Frank Underwood is a man of many crimes: murder, political corruption, and now public urination. That’s right, in the series 3 opener, we see Frank Underwood paying a seemingly solemn visit to his father’s grave in South Carolina. But as he delivers his piece to camera as usual, things take a startling turn — we watch as he pees on the face of his father’s headstone. If you look closely at his face while he does this, you can see his very last shred of decency leaving his body.
Just when you thought Frank Underwood couldn’t get any more controversial, he goes and does this. After seeking out a bishop to have a conversation about power, he takes a moment to pray — or at least so we think. He approaches a crucifix, and says to the statue of Jesus, “Love. That’s what you’re selling? Well I don’t buy it.” He then, naturally, spits on the statue’s face. As he walks away, the statue falls to the ground and shatters.
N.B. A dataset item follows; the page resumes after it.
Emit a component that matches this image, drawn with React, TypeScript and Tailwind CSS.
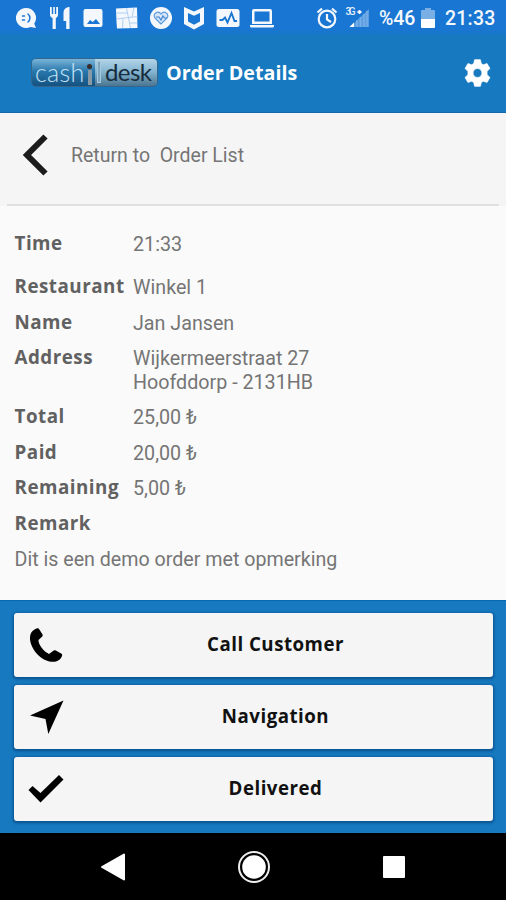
import React from "react";
import { clsx } from "clsx";

interface OrderRow {
  label: string;
  lines: string[];
  spaced?: boolean;
}

const rows: OrderRow[] = [
  { label: "Time", lines: ["21:33"], spaced: true },
  { label: "Restaurant", lines: ["Winkel 1"] },
  { label: "Name", lines: ["Jan Jansen"] },
  { label: "Address", lines: ["Wijkermeerstraat 27", "Hoofddorp - 2131HB"] },
  { label: "Total", lines: ["25,00 ₺"] },
  { label: "Paid", lines: ["20,00 ₺"] },
  { label: "Remaining", lines: ["5,00 ₺"] },
  { label: "Remark", lines: [] },
];

const StatusIcon = ({ children }: { children: React.ReactNode }) => (
  <svg width="24" height="24" viewBox="0 0 24 24" fill="#f4f8fd" className="shrink-0">
    {children}
  </svg>
);

const StatusBar = () => (
  <div className="flex h-9 shrink-0 items-center justify-between bg-[#1976d2] bg-linear-to-b from-[#1976d2] from-80% to-[#1779c4] pb-px pl-3.5 pr-[10px] text-[#f4f8fd]">
    <div className="flex items-center gap-[9.7px]">
      <StatusIcon>
        <path d="M12 2a10 10 0 1 0 4.500 18.900L22 22l-1.800-4.300A10 10 0 0 0 12 2Z" />
        <g fill="none" stroke="#1976d2" strokeWidth="1.500" strokeLinecap="round">
          <path d="M8.500 10h2M8.500 14h2M14 8c2.500 2 2.500 6 0 8" />
        </g>
      </StatusIcon>
      <StatusIcon>
        <path d="M2 1h1.800v7h1.400V1h1.600v7h1.400V1H10v7.500c0 2-1 3-2.200 3.400V23H4.600V11.900C3 11.500 2 10.300 2 8.500ZM21.500 1v22h-3.300v-8H15.500V7c0-4 3-6 6-6Z" />
      </StatusIcon>
      <StatusIcon>
        <path fillRule="evenodd" d="M4.500 3h15a2 2 0 0 1 2 2v14a2 2 0 0 1-2 2h-15a2 2 0 0 1-2-2V5a2 2 0 0 1 2-2Zm1.500 15h13l-4-5-3.200 3L9 14Z" />
      </StatusIcon>
      <StatusIcon>
        <path d="M1 2.500 11 2l11-.5.5 20.500L2 22.500 1.500 16Z" />
        <path d="M1 13 22.500 10.500M11.500 2l4 20M8 12.500 7.500 22M19 1.500l-2 9.500M2 7h10M15 17h7" fill="none" stroke="#9fc5ee" strokeWidth="0.800" />
      </StatusIcon>
      <StatusIcon>
        <circle cx="12" cy="12" r="11" />
        <path d="M12 18 6 12c-3-4 3-8 6-4 3-4 9 0 6 4Z" fill="#d6e6f7" stroke="#5c9be0" strokeWidth="1.200" />
        <path d="M7 11h3l2 3 2-4 1.500 2H18" fill="none" stroke="#3f86d4" strokeWidth="1.200" />
      </StatusIcon>
      <StatusIcon>
        <path fillRule="evenodd" d="m2 1 10 4.500L22 1v17l-10 5.500L2 18Zm4 6v8.500l6 3.300 6-3.300V7l-6 2.800Z" />
      </StatusIcon>
      <StatusIcon>
        <rect x="0.500" y="3" width="23" height="18" rx="2.500" />
        <path d="M3.500 14h3l2.500-2.500 2.500 5L15.500 7l3 8H21" fill="none" stroke="#1976d2" strokeWidth="1.900" />
      </StatusIcon>
      <StatusIcon>
        <path fillRule="evenodd" d="M4 3h16a2 2 0 0 1 2 2v13H2V5a2 2 0 0 1 2-2Zm.500 2.500v10h15v-10ZM0 19h24v1a1.500 1.500 0 0 1-1.500 1.500h-21A1.500 1.500 0 0 1 0 20Z" />
      </StatusIcon>
    </div>
    <div className="flex items-center font-[Roboto,sans-serif] text-[19.500px] font-medium">
      <svg width="22" height="24" viewBox="0 0 22 24" fill="none" stroke="#f4f8fd" strokeWidth="2.200" className="mr-[7px]">
        <circle cx="11" cy="13" r="8.300" />
        <path d="M11 8v5.500l4 2.500M1.500 6.500 6 2.700M20.500 6.500 16 2.700" />
      </svg>
      <svg width="26" height="24" viewBox="0 0 26 24" className="mr-[8px]">
        <path d="M24 3v18H5Z" fill="#5b9de0" />
        <path d="M12 14v7M15.500 11v10M19 8v13M22 5v16" stroke="#77b0e8" strokeWidth="1.500" />
        <path d="M9 16.500v4.500H4.500Z" fill="#fff" />
        <text x="0.500" y="9" fontSize="10" fontWeight="500" fill="#e3eefa" textLength="10">3G</text>
        <path d="M12.500 6h4M14.500 4v4" stroke="#f4f8fd" strokeWidth="1.800" />
      </svg>
      <span className="w-[37px] whitespace-nowrap pt-[2px] leading-6 tracking-[-0.1px]">%46</span>
      <svg width="14" height="24" viewBox="0 0 14 24" className="ml-[5px] mr-[10px]">
        <path d="M4 2h6v2h3a1 1 0 0 1 1 1v8H0V5a1 1 0 0 1 1-1h3Z" fill="#79afe5" />
        <path d="M0 13h14v8a1 1 0 0 1-1 1H1a1 1 0 0 1-1-1Z" fill="#fff" />
      </svg>
      <span className="w-[51px] pt-[2px] leading-6 tracking-[0.2px]">21:33</span>
    </div>
  </div>
);

const Logo = () => (
  <div className="flex h-[29px] w-[127px] overflow-hidden rounded-[5px] border border-[#35668b] font-[Lato,sans-serif] text-[25px] leading-[26px]">
    <div className="flex w-[63px] bg-linear-to-b from-[#78b4d8] via-[#2878ad] via-45% to-[#155280] pl-[3px] text-[#c4e2f5]">
      <span className="w-[50px] font-light tracking-[0.3px]">cash</span>
      <div className="ml-[2px] mt-[5px] flex w-[5px] flex-col items-center gap-px">
        <div className="size-[5px] rounded-full bg-[#392d2d]" />
        <div className="h-[15px] w-1 bg-[#899aa5]" />
      </div>
    </div>
    <div className="flex flex-1 bg-linear-to-b from-[#b2d5e9] via-[#81b2ce] via-50% to-[#4b7590] text-[#172c3c]">
      <div className="ml-[2px] mr-[4px] mt-[2px] h-[22px] w-1 border border-[#a7c8db] bg-[#7da5bf]" />
      <span className="text-[24px] font-normal tracking-[-0.6px]">desk</span>
    </div>
  </div>
);

const Header = () => (
  <header className="flex h-[77px] shrink-0 items-center border-b border-[#126aae] bg-[#1779bf] pb-[3px] pl-[31px] pr-[14px]">
    <Logo />
    <h1 className="ml-2 flex-1 font-['Open_Sans',sans-serif] text-[19.700px] font-bold text-white">Order Details</h1>
    <svg width="29" height="30" viewBox="0 0 24 24" fill="#fff" className="mt-px">
      <path
        fillRule="evenodd"
        d="M9.600 1h4.800l.7 3.200 1.700 1 3.100-1 2.400 4.100-2.400 2.300v2.800l2.400 2.300-2.400 4.100-3.100-1-1.700 1-.7 3.200H9.600l-.7-3.200-1.700-1-3.100 1-2.400-4.100 2.400-2.300v-2.800L1.700 8.300l2.400-4.100 3.100 1 1.700-1ZM12 8.300a3.700 3.700 0 1 0 0 7.400 3.700 3.700 0 0 0 0-7.400Z"
        stroke="#fff"
        strokeWidth="0.600"
        strokeLinejoin="round"
      />
    </svg>
  </header>
);

const ReturnBar = () => (
  <div className="flex h-[93px] shrink-0 flex-col bg-[#f5f5f5]">
    <button className="flex flex-1 items-center pb-[7px] pl-[22px] text-left">
      <svg width="28" height="42" viewBox="0 0 28 42" fill="none" stroke="#1c1c1c" strokeWidth="6">
        <path d="M23.500 2.500 5 21 23.500 39.500" />
      </svg>
      <span className="ml-[21px] whitespace-pre pt-[2px] font-[Roboto,sans-serif] text-[19.500px] text-[#757575]">
        Return to{"  "}Order List
      </span>
    </button>
    <div className="mx-[7px] h-[2px] bg-[#e0e0e0]" />
  </div>
);

const OrderDetails = () => (
  <main className="flex flex-1 flex-col bg-[#fafafa] pl-[14.500px] leading-[23.300px]">
    {rows.map((row) => (
      <div key={row.label} className={clsx("flex", row.spaced ? "pb-[13.500px] pt-[25.600px]" : "pb-[5.100px] pt-[6.100px]")}>
        <div className="w-[118.500px] shrink-0 font-['Open_Sans',sans-serif] text-[18.800px] font-bold tracking-[0.500px] text-[#616161]">
          {row.label}
        </div>
        <div className="pt-px font-[Roboto,sans-serif] text-[19.700px] text-[#757575]">
          {row.lines.map((line) => (
            <div key={line}>{line}</div>
          ))}
        </div>
      </div>
    ))}
    <p className="pt-[7.500px] font-[Roboto,sans-serif] text-[19.650px] text-[#757575]">
      Dit is een demo order met opmerking
    </p>
  </main>
);

const ActionButton = ({ label, children }: { label: string; children: React.ReactNode }) => (
  <button className="flex h-16 items-center rounded-[3px] bg-[#f5f5f5] pl-[14px] pr-[6px] shadow-[0_1px_3px_1px_#07508f]">
    <svg width="36" height="36" viewBox="0 0 36 36" fill="#000">
      {children}
    </svg>
    <span className="flex-1 pb-px text-center font-['Open_Sans',sans-serif] text-[18.700px] font-bold tracking-[0.500px] text-[#111]">
      {label}
    </span>
  </button>
);

const Actions = () => (
  <div className="flex h-[233px] shrink-0 flex-col gap-2 border-t border-[#0867ad] bg-[#1779bf] pl-[14px] pr-[13px] pt-[12px]">
    <ActionButton label="Call Customer">
      <path d="M6.500 2.500 9 1.300c1-.4 1.800.1 2.200.9l3.200 5.100c.6 1 .3 1.800-.4 2.500l-3.500 3.300c-.3 4.500 5.300 11.500 10.500 14l4-3.200c.9-.7 1.800-.9 2.800-.4l5.400 3c1 .6 1.200 1.500.8 2.500-1.500 4.200-5.500 6.300-10.500 5.800C12 33.700 1.500 20.500 2 10.500c.1-3.500 1.500-6.500 4.500-8Z" />
    </ActionButton>
    <ActionButton label="Navigation">
      <path d="M35.500 1.500 20.300 35 17.500 20 2 16.500Z" />
    </ActionButton>
    <ActionButton label="Delivered">
      <path d="m4.500 15 8 7L31 4l4.500 4.500L12.500 31.500.500 19Z" />
    </ActionButton>
  </div>
);

const NavigationBar = () => (
  <nav className="flex h-[67px] shrink-0 items-center justify-between bg-black pl-[100px] pr-[101px]">
    <svg width="26" height="30" viewBox="0 0 26 30" fill="#fff" stroke="#fff" strokeWidth="2" strokeLinejoin="round">
      <path d="M24 2.500v25L2 15Z" />
    </svg>
    <svg width="34" height="34" viewBox="0 0 34 34" fill="#fff" className="mr-px">
      <circle cx="17" cy="17" r="15" fill="none" stroke="#eee" strokeWidth="2" />
      <circle cx="17" cy="17" r="11.800" />
    </svg>
    <div className="size-[22px] rounded-[1px] bg-white" />
  </nav>
);

export default function App() {
  return (
    <div className="flex h-[900px] w-[506px] flex-col overflow-hidden">
      <StatusBar />
      <Header />
      <ReturnBar />
      <OrderDetails />
      <Actions />
      <NavigationBar />
    </div>
  );
}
Claire Underwood is certainly not a saint; she has done a number of questionable things in order to get what she wants throughout the show. But in season three, Claire began to show some remorse, and began to question her relationship with her despicable husband. As the season goes on and Claire continues to fight with Frank, she finally says in the last episode that she does not want to accompany him to New Hampshire.
In one of his most unsettling moments, Frank slowly approaches Claire, grabs her by her face and demands that she do as he says, saying, “You want me to take charge? Fine. I will take charge.” It’s this episode that solidifies what Claire has been thinking, and she leaves Frank the next day. Good for you, Claire — you’re the last one off of a sinking ship.